EXERCISE DIRECTIONS:
Out of the lines below, please list those that hold the string "React".

DATASET SECTION:
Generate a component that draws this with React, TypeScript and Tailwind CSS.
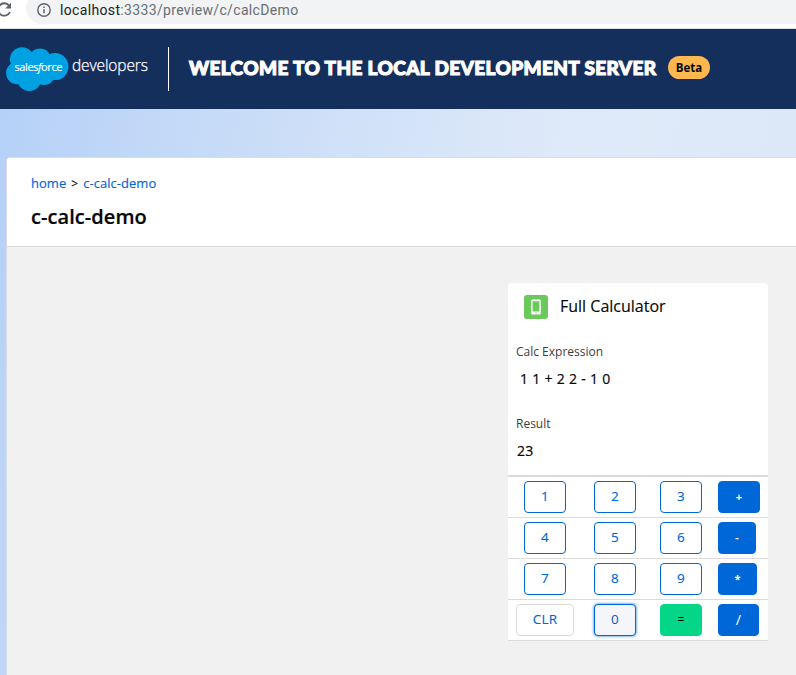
import React from "react";

const base =
  "flex h-8 items-center justify-center rounded-[4px] border leading-[28px] tracking-[0.2px]";
const outline =
  "w-[42px] border-[#0067d8] bg-white pb-[2px] text-[13.5px] text-[#0067d8] [-webkit-text-stroke:0.15px_#0067d8]";
const brand = "border-[#0067d8] bg-[#0067d8] text-white";

type Key = { label: string; style: string };

const rows: Key[][] = [
  [
    { label: "1", style: outline },
    { label: "2", style: outline },
    { label: "3", style: outline },
    { label: "+", style: `${brand} w-[42px] text-[11px] font-bold` },
  ],
  [
    { label: "4", style: outline },
    { label: "5", style: outline },
    { label: "6", style: outline },
    { label: "-", style: `${brand} w-[38px] text-[12px] font-semibold` },
  ],
  [
    { label: "7", style: outline },
    { label: "8", style: outline },
    { label: "9", style: outline },
    { label: "*", style: `${brand} w-[39px] text-[11px] font-bold` },
  ],
  [
    {
      label: "CLR",
      style:
        "w-[58px] border-[#dddbda] bg-white pb-[2px] text-[13.5px] text-[#0067d8] [-webkit-text-stroke:0.15px_#0067d8]",
    },
    {
      label: "0",
      style:
        "w-[42px] border-[#0067d8] bg-[#f4f6fb] pb-[2px] text-[13.5px] text-[#0059bc] shadow-[0_0_3px_#0070d2]",
    },
    { label: "=", style: "w-[42px] border-[#04d687] bg-[#04d687] text-[12px] text-[#080707]" },
    { label: "/", style: `${brand} w-[41px] pb-px text-[14.5px] font-medium` },
  ],
];

function AddressBar() {
  return (
    <div className="flex h-[29px] items-start overflow-hidden border-b border-[#dcdee1] bg-white">
      <svg className="-ml-1 h-[20px] w-4 shrink-0" viewBox="0 0 16 20" fill="none">
        <path d="M13.2 5.6A6.2 6.2 0 1 0 14 12" stroke="#5f6368" strokeWidth="1.8" />
        <path d="M15 2.8v5.8H9.2z" fill="#5f6368" />
      </svg>
      <div className="-mt-2 ml-[14px] flex h-8 flex-1 items-center rounded-l-full bg-[#f1f3f4] pt-[4px] pl-[11px]">
        <svg className="h-[14px] w-[14px]" viewBox="0 0 14 14" fill="none">
          <circle cx="7" cy="7" r="6.2" stroke="#5f6368" strokeWidth="1.4" />
          <path d="M7 6.2v4M7 3.5v1.5" stroke="#5f6368" strokeWidth="1.5" />
        </svg>
        <span className="ml-[9px] font-[Roboto,sans-serif] text-[14px] leading-5 tracking-[0.34px] whitespace-nowrap text-[#6a6e73]">
          <span className="text-[#202124]">localhost</span>:3333/preview/c/calcDemo
        </span>
      </div>
    </div>
  );
}

function Logo() {
  return (
    <svg className="ml-[6px] h-11 w-[144px]" viewBox="0 0 144 44">
      <g fill="#00a1e3">
        <circle cx="16" cy="12.3" r="12" />
        <circle cx="34" cy="12.5" r="11" />
        <circle cx="49" cy="19.6" r="13.5" />
        <circle cx="11.3" cy="26" r="11.2" />
        <circle cx="23.3" cy="32" r="12" />
        <circle cx="38" cy="27" r="11" />
        <path d="M12 10h38v20H12z" />
      </g>
      <text x="8.5" y="23.8" textLength="48" fill="#fff" stroke="#fff" strokeWidth="0.15" fontSize="11" fontFamily="Open Sans, sans-serif">
        sales<tspan fontStyle="italic">f</tspan>orce
      </text>
      <text x="66" y="23.5" textLength="76" fill="#fff" stroke="#fff" strokeWidth="0.25" fontSize="15.5" fontWeight="300" fontFamily="Open Sans, sans-serif">
        developers
      </text>
    </svg>
  );
}

export default function App() {
  return (
    <div className="h-[675px] overflow-hidden bg-white font-['Open_Sans',sans-serif] text-[#080707]">
      <AddressBar />
      <header className="flex h-20 items-center bg-[#152f5d]">
        <Logo />
        <div className="ml-[18px] h-11 w-px bg-white" />
        <h1 className="ml-5 w-[468px] pb-[2px] font-[Lato,sans-serif] text-[19px] leading-6 font-black tracking-[0.37px] whitespace-nowrap text-white [-webkit-text-stroke:1.1px_white]">
          WELCOME TO THE LOCAL DEVELOPMENT SERVER
        </h1>
        <span className="mb-[3px] ml-[11px] flex h-[23px] w-[42px] items-center justify-center rounded-full bg-[#ffb750] text-[11.5px] font-bold text-[#080707]">
          Beta
        </span>
      </header>
      <main className="h-[566px] bg-[linear-gradient(100deg,#b6d1f7_0%,#d2e2f8_42%,#dfeaf9_65%,#dbe8f8_100%)] pt-12 pl-[6px]">
        <section className="h-[518px] rounded-tl-[4px] border-t border-l border-[#d8dce4] bg-[#f1f1f1]">
          <div className="h-[89px] rounded-tl-[3px] border-b border-[#dddbda] bg-white pt-4 pl-6">
            <nav className="flex h-5 items-center gap-[5px] text-[13px] tracking-[0.04px] whitespace-nowrap [-webkit-text-stroke:0.15px]">
              <a className="text-[#0067d8]">home</a>
              <span className="text-[12px]">&gt;</span>
              <a className="text-[#0067d8]">c-calc-demo</a>
            </nav>
            <h2 className="mt-[10px] text-[20px] leading-[25px] font-semibold tracking-[0.07px] [-webkit-text-stroke:0.2px_#080707]">
              c-calc-demo
            </h2>
          </div>
          <article className="mt-9 ml-[501px] w-[260px] rounded-t-[4px] bg-white">
            <div className="flex h-12 items-center pl-4">
              <div className="flex h-6 w-6 items-center justify-center rounded-[3px] bg-[#6bc95b]">
                <svg className="h-4 w-[10px]" viewBox="0 0 10 16">
                  <path
                    fill="#fff"
                    fillRule="evenodd"
                    d="M1.5.5h7a1.3 1.3 0 0 1 1.3 1.3v12.400a1.300 1.300 0 0 1-1.300 1.300h-7A1.300 1.300 0 0 1 .2 14.200V1.800A1.300 1.300 0 0 1 1.500.5zM1.600 2.200v10.400h6.800V2.200zM4.300 13.500v.9h1.400v-.9z"
                  />
                </svg>
              </div>
              <span className="ml-3 pb-[2px] text-[16px] leading-6 [-webkit-text-stroke:0.15px_#080707]">
                Full Calculator
              </span>
            </div>
            <div className="h-[72px] px-2 pt-3">
              <div className="text-[12px] leading-[18px] text-[#3e3e3c]">Calc Expression</div>
              <div className="mt-2 pl-1 text-[14px] leading-5 tracking-[0.3px] whitespace-nowrap [-webkit-text-stroke:0.2px_#080707]">
                1 1 + 2 2 - 1 0
              </div>
            </div>
            <div className="h-[72px] px-2 pt-3">
              <div className="text-[12px] leading-[18px] text-[#3e3e3c]">Result</div>
              <div className="mt-2 pl-px text-[14px] leading-5 tracking-[0.3px] [-webkit-text-stroke:0.2px_#080707]">
                23
              </div>
            </div>
            <div className="border-t border-[#dddbda]">
              {rows.map((row) => (
                <div
                  key={row[0].label}
                  className="grid h-[41px] grid-cols-[74px_66px_66px_54px] items-center justify-items-center border-t border-[#dddbda]"
                >
                  {row.map((key, i) => (
                    <div key={key.label} className={i === 3 ? "justify-self-start pl-1" : ""}>
                      <button className={`${base} ${key.style}`}>{key.label}</button>
                    </div>
                  ))}
                </div>
              ))}
              <div className="h-px bg-[#dddbda]" />
            </div>
          </article>
        </section>
      </main>
    </div>
  );
}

ANSWER TO THIS PROBLEM:
Generate a component that draws this with React, TypeScript and Tailwind CSS.
import React from "react";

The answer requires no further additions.